ARTAN İTHALAT ÜRETİM İÇİN TEHDİT

“Kur artsın” beklentisinin artık geride kaldığını ifade eden TİM Başkan Vekili Ahmet Güleç, bugünkü kur rejiminin ithalatçıya yaradığını söyledi. Keyfi fiyat artışının ve kur artacak beklentisi ile ileri fiyatlamanın yerli üreticiler anlamında münkün olmayacağını öne süren Güleç, “Bu olursa ancak tekel ürünlerde olur. Ama ithalatçının işine geliyor olabilir.” dedi.

Artan tüketim ithalatının yerli sanayi için tehdit olduğunu belirten Güleç, “Yerli sanayiyi korumak sadece vergilerle olmaz. Bazen kur ile de olur. Hammadde ve yarı mamül üzerindeki ithalat vergileri yerine ürünü korumak lazım. Hammadde kullanımını teşvik etmek lazım. Yatırım ve üretim mallarını ihraç etmemiz lazım.” ifadelerini kullandı. Güleç, “Üretmeyen, tüketen bir ülke pozisyonuna düşüyoruz.” uyarısı yaptı.

MALİYE POLİTİKAMIZ ZAYIF

Ekonominin gerçeklerinden ari bir kamu politikasının olamayacağını anlatan Ahmet Güleç, “Büyük projeleri Avrupalılara kaptırıyoruz. Fransız firma Vietnam'da Çin'de üretim yaptırıyor; Avrupa'da engel yok. Dünyanın herhangi bir yerinde projeye fiyat verebiliyor. Dünya pazarında pay alma konusunda bir veya ikinci idik. Vietnam ileri gitti. Ama biz yine hep ikinci idik. Bunu sürdürürsek marka çıkartırız. Türkiye'de vergiler ölçek ekonomisine engel. Dolaylı vergiler maliye politikasının zayıf olduğunun göstergesi.” mesajı verdi.

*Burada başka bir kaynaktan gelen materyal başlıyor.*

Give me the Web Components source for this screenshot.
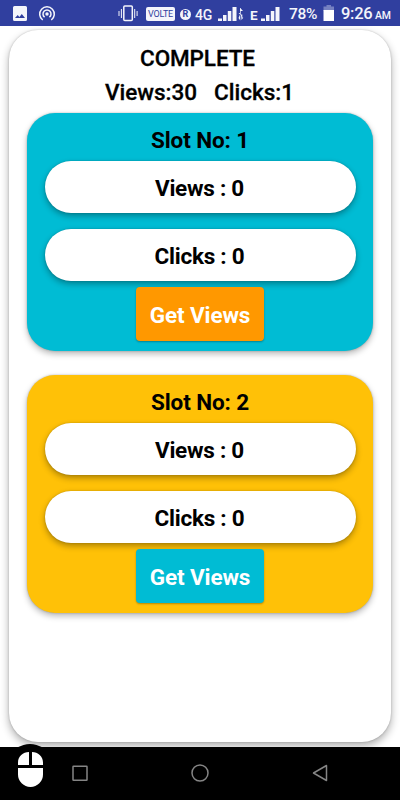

Mobilya sektöründe şu sıralar kapasite kullanımının düşük olduğunu, hemen herkesin iş ve müşteri beklentisi içinde olduğunu sözlerine ekleyen Ahmet Güleç, şunları söyledi:

“Dünyanın en ucuz mobilya hizmeti veren ülkelerinden biriyiz. Mobilya sektöründe bize tasarım da lazım. Tasarım fuarı organizasyonu yaptık. Bir salonla başladık sadece mobilya değil bütün iç dizaynı esas aldık. Fuarlarda çok fazla atık ortaya çıkıyor ve birikiyor. Biz bu fuarda atıkları geri dönüşüme alacağız. Tahta birikti diyelim satranç tahtası yapıp okullara vereceğiz. Bu bir ilk olacak. Avrupa'da fuarlar geriliyor. İstanbul bir fuar merkezi olmaya başladı. Milano'da bile salonları kapatmışlar. İlgi var ama ziyaretçi anlamında sorun yaşıyorlar. Pahalı olmaya başladılar.”